The problem with this view is that it doesn’t have any place for God. Holiness is not something ultimately about merely trying hard enough, or developing sufficient interior strength to make it happen on our own. Rather, holiness is about receiving what God wants to give us, and ultimately being conformed to Christ. There’s no doubt that holiness does require self-discipline and hard work, at times, to become the saint that God has created us to be. But everything starts with God and what he is doing, rather than with us. The saints are not super-humans who had capacities for self-discipline and moral excellence far beyond our own. They were ordinary men and women who became extraordinary because they got out of God’s way and received what he wanted to give them.

In the first reading today, John the Evangelist describes his vision of seeing “great multitude… from every nation, race, people, and tongue.” This is the apocalyptic vision of the men and women who are in heaven at the end of time. But as John describes, they didn’t get there through their own striving, but rather because they have been made clean through the blood of the Lamb.

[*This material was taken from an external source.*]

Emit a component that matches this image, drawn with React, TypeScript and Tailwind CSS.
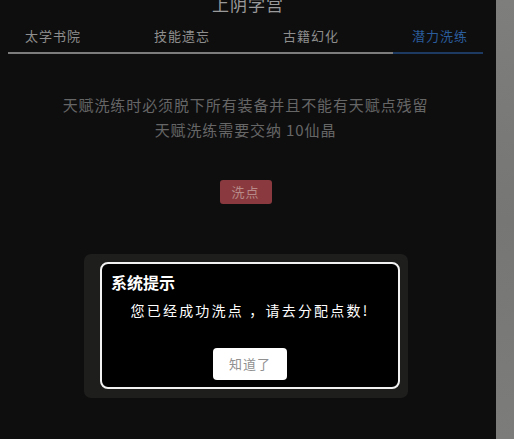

Blood would seem to be a strange thing to use to make something clean; unless you are talking about sins and washing them away through the blood of Jesus Christ. The saints are not those who tried hard enough but rather those who were washed clean from their sins by the grace of Jesus Christ and through that grace they became like him. They lived out those Beatitudes mentioned in the Gospel not through their own efforts alone but by cooperating with God’s gift and his power working within them.

Friends, we are called to be a part of that “great multitude” that St. John describes. To get to heaven is the highest goal – indeed, the only true goal – that any of us should have. But if we rely merely upon our own blood, sweat, and tears to reach it, we will fall short. Instead we must rely upon the blood of the Lamb – God’s grace given to us in Christ, which we receive especially through the sacraments. Having received it, we then can seek to follow Jesus’s road map of becoming “blessed” and joining that heavenly number.